Grossmont High School is the oldest high school in San Diego's east county, California.  Its mascot is the Foothiller, so chosen because, at the time of the school's construction, east county was much more isolated from the rest of San Diego than it is today and was often referred to as the boondocks or the foothills.  Grossmont is in the Grossmont Union High School District.  The school has an approximate enrollment of 2,800 students.

Grossmont High School has been accredited by the Western Association of Schools and Colleges (WASC) since 1962. The current accreditation is valid through 2020.

Grossmont High School was recognized as being a California Distinguished School for the scholastic year of 2008–2009.

Campus 
The school's "Old Main" building was constructed in 1922 and was used for decades as a teaching space before being converted to district offices. The campus has slowly expanded over the past 80+ years to include thirteen additional permanent instructional, athletic, and administrative buildings. Notable among these is the “Old Gym” which was built in the 1930s by the Civilian Conservation Corps. Recent plans to demolish this gymnasium were tabled after considerable negative community response.

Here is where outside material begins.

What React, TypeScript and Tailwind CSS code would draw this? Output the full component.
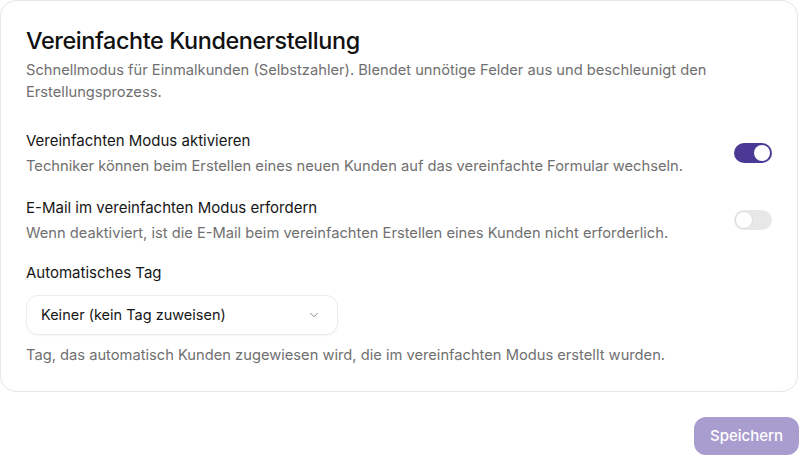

Grossmont is listed as being in El Cajon but is actually right on the border of La Mesa and El Cajon. It is located close to regional Harry Griffen Park. The majority of the student body is from the La Mesa area.

Prop H Construction on the Grossmont High School campus began summer of 2005. The corridors are in the process of being re-modeled. So far the 800, 700, and 500 buildings have been re-modeled and the construction crews are going in reverse order by the building number, 800 first and 100 last. 600 will not be re-modeled as it was re-modeled in 1995, along with the Old Gym. The 400 building or the Old Main building was shut down. Whether the district will re-model this building or demolish it is yet to be decided.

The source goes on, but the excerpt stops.